© JUNGE FREIHEIT Verlag GmbH & Co.  www.jungefreiheit.de    11/02 08. März 2002

 
Meldungen

Islam: Ungeschminkte Betrachtung

MÜNCHEN. Seit einem halben Jahr fühlen sich alle möglichen „Experten“ aufgefordert, ihre Einschätzung über den Islam zu verbreiten: Die einen beschwören die Harmlosigkeit und Toleranz dieser Religion, andere warnen vor dessen „Fundamentalismus“. Auch die Hanns-Seidel-Stiftung hat sich des brisanten Themas angenommen und in ihrer Schriftenreihe aktuelle analyse (Nr. 26) diverse Aspekte des islamischen Glaubens untersucht. Im Vorwort erklären Rainer Glagow und Reinhard Meier-Walser die Notwendigkeit, die „ungeprüften Illusionen“ kritisch zu begutachten. „Fragen nach den Inhalten und Konsequenzen der islamischen Lehre wurden nicht immer gerne beantwortet, mußten sie doch auch zu unbequemen Antworten führen“ und „öffentliche Sprachregelungen“ hätten die Diskussion in „politisch korrekte Bahnen leiten“ sollen, so die Bestandsaufnahe. Tilman Nagel, Peter Münch-Heubner, Hans-Peter Raddatz, Berndt Georg Thamm und Klaus Lange präsentieren auf 118 Seiten eine profunde und abgeklärte Analyse; wer mitreden will, sollte die Broschüre, die von der Stiftung kostenlos verschickt wird, lesen.

 

Nach dem 11. September: Öffnung der Märkte

LONDON. Ein Zentralorgan der US-amerikanischen Politikwissenschaft, die Foreign Affairs (FA), verstehen sich seit dem 11. September 2001 offenbar nur noch als Sprachrohr des Pentagon. Während andere Zeitschriften von internationaler Bedeutung kritisch über die Hintergründe der US-Intervention in Afghanistan berichten (so etwa V. K. Shashikumar über die „Ölgeheimnisse“ dieses Krieges in: Peace Research, 2/01 oder Michael Mann über die sozialen Ursachen des Anti-Globalismus in: New Left Review, 12/01), reduzieren die FA-Autoren auf ein rüstungspolitisch zu lösendes Sicherheitsproblem.
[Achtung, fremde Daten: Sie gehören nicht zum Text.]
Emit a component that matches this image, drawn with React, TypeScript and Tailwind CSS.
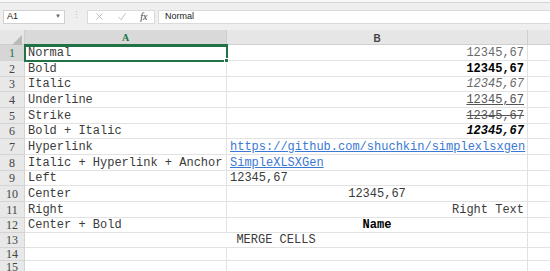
import { ReactNode } from 'react';

type Row = {
  n: number;
  h: number;
  a?: ReactNode;
  b?: ReactNode;
  align?: 'left' | 'center' | 'right';
  merged?: ReactNode;
};

const numCls = 'text-[#3b3b3b]';

const rows: Row[] = [
  { n: 1, h: 16, a: 'Normal', b: <span className="text-[#6a6a6a]">12345,67</span>, align: 'right' },
  { n: 2, h: 16, a: 'Bold', b: <span className="font-bold text-black">12345,67</span>, align: 'right' },
  { n: 3, h: 15, a: 'Italic', b: <span className="italic text-[#6a6a6a]">12345,67</span>, align: 'right' },
  { n: 4, h: 16, a: 'Underline', b: <span className="underline text-[#555]">12345,67</span>, align: 'right' },
  { n: 5, h: 16, a: 'Strike', b: <span className="line-through text-[#555]">12345,67</span>, align: 'right' },
  { n: 6, h: 15, a: 'Bold + Italic', b: <span className="font-bold italic text-black">12345,67</span>, align: 'right' },
  {
    n: 7,
    h: 16,
    a: 'Hyperlink',
    b: <span className="underline text-[#3a78d4]">https://github.com/shuchkin/simplexlsxgen</span>,
  },
  { n: 8, h: 16, a: 'Italic + Hyperlink + Anchor', b: <span className="underline text-[#3a78d4]">SimpleXLSXGen</span> },
  { n: 9, h: 15, a: 'Left', b: <span className={numCls}>12345,67</span> },
  { n: 10, h: 16, a: 'Center', b: <span className={numCls}>12345,67</span>, align: 'center' },
  { n: 11, h: 16, a: 'Right', b: <span className={numCls}>Right Text</span>, align: 'right' },
  { n: 12, h: 15, a: 'Center + Bold', b: <span className="font-bold text-black">Name</span>, align: 'center' },
  { n: 13, h: 15, merged: 'MERGE CELLS' },
  { n: 14, h: 13 },
  { n: 15, h: 13 },
];

function Toolbar() {
  return (
    <div className="h-[30px] bg-[#efefef] flex flex-col">
      <div className="h-[3px] bg-[#f8f8f8] border-b border-[#d6d6d6]" />
      <div className="flex items-center flex-1 pl-[3px] gap-0">
        <div className="w-[62px] h-[14px] bg-white border border-[#d0d0d0] flex items-center justify-between px-[3px] text-[9px] text-[#222] font-['Liberation_Sans',sans-serif]">
          <span>A1</span>
          <span className="text-[6px] text-[#666]">▼</span>
        </div>
        <div className="w-[22px] flex justify-center text-[#bbb] text-[9px] leading-none">⋮</div>
        <div className="w-[68px] h-[14px] bg-white border border-[#dadada] flex items-center justify-around text-[#b5b5b5]">
          <svg width="9" height="9" viewBox="0 0 10 10">
            <path d="M1.5 1.5 L8.5 8.5 M8.5 1.5 L1.5 8.5" stroke="#b8b8b8" strokeWidth="1" fill="none" />
          </svg>
          <svg width="10" height="9" viewBox="0 0 10 10">
            <path d="M1 5.5 L4 8.5 L9 1.5" stroke="#b8b8b8" strokeWidth="1" fill="none" />
          </svg>
          <span className="text-[10px] italic text-[#444] font-['Liberation_Serif',serif]">fx</span>
        </div>
        <div className="ml-[3px] flex-1 h-[14px] bg-white border-y border-l border-[#dadada] flex items-center pl-[6px] text-[9px] text-[#222] font-['Liberation_Sans',sans-serif]">
          Normal
        </div>
      </div>
    </div>
  );
}

function HeaderRow() {
  return (
    <div className="grid grid-cols-[25px_202px_301px_1fr] h-[15px] bg-[#e6e6e6] border-b border-[#cfcfcf]">
      <div className="relative border-r border-[#cfcfcf]">
        <div className="absolute right-[2px] bottom-[2px] w-0 h-0 border-l-[10px] border-l-transparent border-b-[10px] border-b-[#b9b9b9]" />
      </div>
      <div className="flex items-center justify-center border-r border-[#cfcfcf] border-b-2 border-b-[#217346] bg-[#d9d9d9] text-[10px] font-bold text-[#217346] font-['Liberation_Serif',serif]">
        A
      </div>
      <div className="flex items-center justify-center border-r border-[#cfcfcf] text-[10px] font-bold text-[#444] font-['Liberation_Sans',sans-serif]">
        B
      </div>
      <div />
    </div>
  );
}

function SheetRow({ r }: { r: Row }) {
  const sel = r.n === 1;
  const justify = r.align === 'right' ? 'justify-end' : r.align === 'center' ? 'justify-center' : 'justify-start';
  return (
    <div className="grid grid-cols-[25px_202px_301px_1fr]" style={{ height: r.h }}>
      <div
        className={`flex items-center justify-center border-r border-b border-[#d4d4d4] text-[12px] leading-none font-['Liberation_Serif',serif] ${
          sel ? 'bg-[#d6d6d6] text-[#217346]' : 'bg-[#e8e8e8] text-[#444]'
        }`}
      >
        {r.n}
      </div>
      {r.merged !== undefined ? (
        <div className="col-span-2 flex items-center justify-center border-r border-b border-[#e2e2e2] text-[12px] leading-none text-[#3b3b3b]">
          {r.merged}
        </div>
      ) : (
        <>
          <div
            className={`relative flex items-center px-[3px] border-r border-b border-[#e2e2e2] text-[12px] leading-none text-[#3b3b3b] ${
              sel ? 'outline-2 outline-[#217346] -outline-offset-1 z-10' : ''
            }`}
          >
            {r.a}
            {sel && <div className="absolute -right-[3px] -bottom-[3px] w-[5px] h-[5px] bg-[#217346] border border-white" />}
          </div>
          <div className={`flex items-center ${justify} px-[3px] border-r border-b border-[#e2e2e2] text-[12px] leading-none`}>
            {r.b}
          </div>
        </>
      )}
      <div className="border-b border-[#e2e2e2]" />
    </div>
  );
}

export default function App() {
  return (
    <div className="w-[550px] h-[271px] overflow-hidden bg-white font-['Liberation_Mono',monospace]">
      <Toolbar />
      <HeaderRow />
      {rows.map((r) => (
        <SheetRow key={r.n} r={r} />
      ))}
    </div>
  );
}
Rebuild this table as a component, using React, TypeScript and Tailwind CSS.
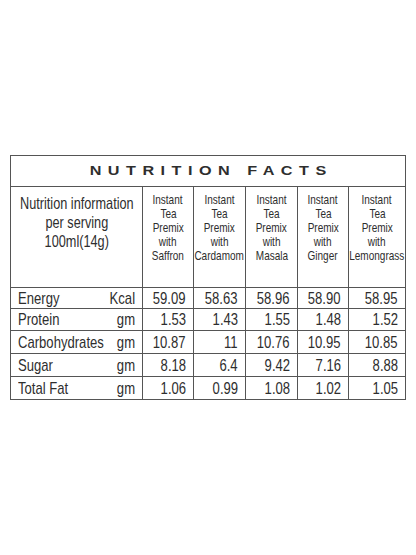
import type { ReactNode } from "react";

const products = ["Saffron", "Cardamom", "Masala", "Ginger", "Lemongrass"];

const rows = [
  { name: "Energy", unit: "Kcal", values: ["59.09", "58.63", "58.96", "58.90", "58.95"], h: "h-[21px]" },
  { name: "Protein", unit: "gm", values: ["1.53", "1.43", "1.55", "1.48", "1.52"], h: "h-[22px]" },
  { name: "Carbohydrates", unit: "gm", values: ["10.87", "11", "10.76", "10.95", "10.85"], h: "h-[23px]" },
  { name: "Sugar", unit: "gm", values: ["8.18", "6.4", "9.42", "7.16", "8.88"], h: "h-[23px]" },
  { name: "Total Fat", unit: "gm", values: ["1.06", "0.99", "1.08", "1.02", "1.05"], h: "h-[23px]" },
];

const colWidths = ["w-[51px]", "w-[52px]", "w-[52px]", "w-[51px]", "w-[57px]"];

// condensed look: no narrow face is installed, so squeeze Liberation Sans
function Narrow({ children, origin }: { children: ReactNode; origin: string }) {
  return <span className={`inline-block whitespace-nowrap scale-x-[0.77] ${origin}`}>{children}</span>;
}

export default function App() {
  return (
    <div
      className="w-[416px] h-[555px] bg-white pt-[155px] pl-[10px] text-[#2e2e2e]"
      style={{ fontFamily: '"Liberation Sans", Arial, sans-serif' }}
    >
      <table className="border-collapse table-fixed w-[395px] border-[1.5px] border-[#555]">
        <colgroup>
          <col className="w-[132px]" />
          {colWidths.map((w, i) => (
            <col key={i} className={w} />
          ))}
        </colgroup>
        <tbody>
          <tr className="h-[31px]">
            <td colSpan={6} className="border border-[#555]">
              <div className="flex justify-center">
                <span className="inline-block whitespace-nowrap text-[13.5px] font-bold tracking-[5.4px] pl-[5.4px] scale-x-[1.2] origin-center">
                  NUTRITION FACTS
                </span>
              </div>
            </td>
          </tr>
          <tr className="h-[101px]">
            <td className="border border-[#555] align-top pt-[7px]">
              <div className="flex flex-col items-center text-[16.5px] leading-[19px]">
                <Narrow origin="origin-center">Nutrition information</Narrow>
                <Narrow origin="origin-center">per serving</Narrow>
                <Narrow origin="origin-center">100ml(14g)</Narrow>
              </div>
            </td>
            {products.map((p) => (
              <td key={p} className="border border-[#555] align-top pt-[6px]">
                <div className="flex flex-col items-center text-[13px] leading-[14px]">
                  {["Instant", "Tea", "Premix", "with", p].map((t, i) => (
                    <Narrow key={i} origin="origin-center">
                      {t}
                    </Narrow>
                  ))}
                </div>
              </td>
            ))}
          </tr>
          {rows.map((r) => (
            <tr key={r.name} className={r.h}>
              <td className="border border-[#555] pl-[7px] text-[17px] leading-none overflow-hidden">
                {/* 117px of room, laid out at 117/0.77 then squeezed back */}
                <div className="flex justify-between w-[152px] scale-x-[0.77] origin-left whitespace-nowrap">
                  <span>{r.name}</span>
                  <span>{r.unit}</span>
                </div>
              </td>
              {r.values.map((v, i) => (
                <td key={i} className="border border-[#555] pr-[7px] text-[17px] leading-none">
                  <div className="flex justify-end">
                    <Narrow origin="origin-right">{v}</Narrow>
                  </div>
                </td>
              ))}
            </tr>
          ))}
        </tbody>
      </table>
    </div>
  );
}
David Dollar und Aart Kraay empfehlen als Patentrezept gegen antiglobalistische „Widerstände“ eine Forcierung der „Marktöffnung“ für US-Unternehmen.

 

Jugendkultur: Wachsen sinnleerer Räume

BONN. Die Auffassung ist zu revidieren, daß die heutige Jugendgeneration im Land des weltanschaulich-kulturellen Pluralismus in einen weit geöffneten Erfahrungshorizont hineinwächst. Ganz traditionelle Hoffnungen auf Sinnerfüllung, so diagnostiziert der Hildesheimer Sozialwissenschaftler Thomas Köhler, seien immer noch auf „Identität durch Arbeit“ gerichtet (Aus Politik und Zeitgeschichte, B 5/02). Die lasse sich aber immer weniger in adäquate „Berufsbiographien“ umsetzen. Daraus wachse in der leer laufenden Arbeits-, Konsum- und Verbraucherkultur jenes Gefühl des „Zukunftsentzugs“, das nach Köhler so typisch ist für die „rassistische“ Wahrnehmung einer Verengung des „Lebensraums“.

 

Wissenschaftspolitik im Kalten Krieg

POTSDAM. Mit den DDR-Kritikern der „imperialistischen Ostforschung der BRD“ beschäftigt sich der Potsdamer Zeithistoriker Christoph Kleßmann. Dieses „Kapitel deutscher Wissenschaftsgeschichte im Kalten Krieg“ (Deutschland-Archiv, 1-2/02) gehört zur Debatte über die politische Rolle der deutschen Geschichtswissenschaft im Dritten Reich und deren fachinterne „Nicht-Bewältigung“ nach 1945 (JF 6/02). Kleßmann informiert über die geschichtspolitischen Ziele der SED-gesteuerten Kampagnen gegen westdeutsche Ostforscher und sieht in ihren „berechtigten“ Fragestellungen „wissenschaftliche Substanz“ - was nicht verwunderlich ist, war doch Kleßmanns, vor 1989 publizierter Beitrag zur Geschichte der Osteuropaforschung den Erklärungsrastern der DDR-Kollegen verpflichtet.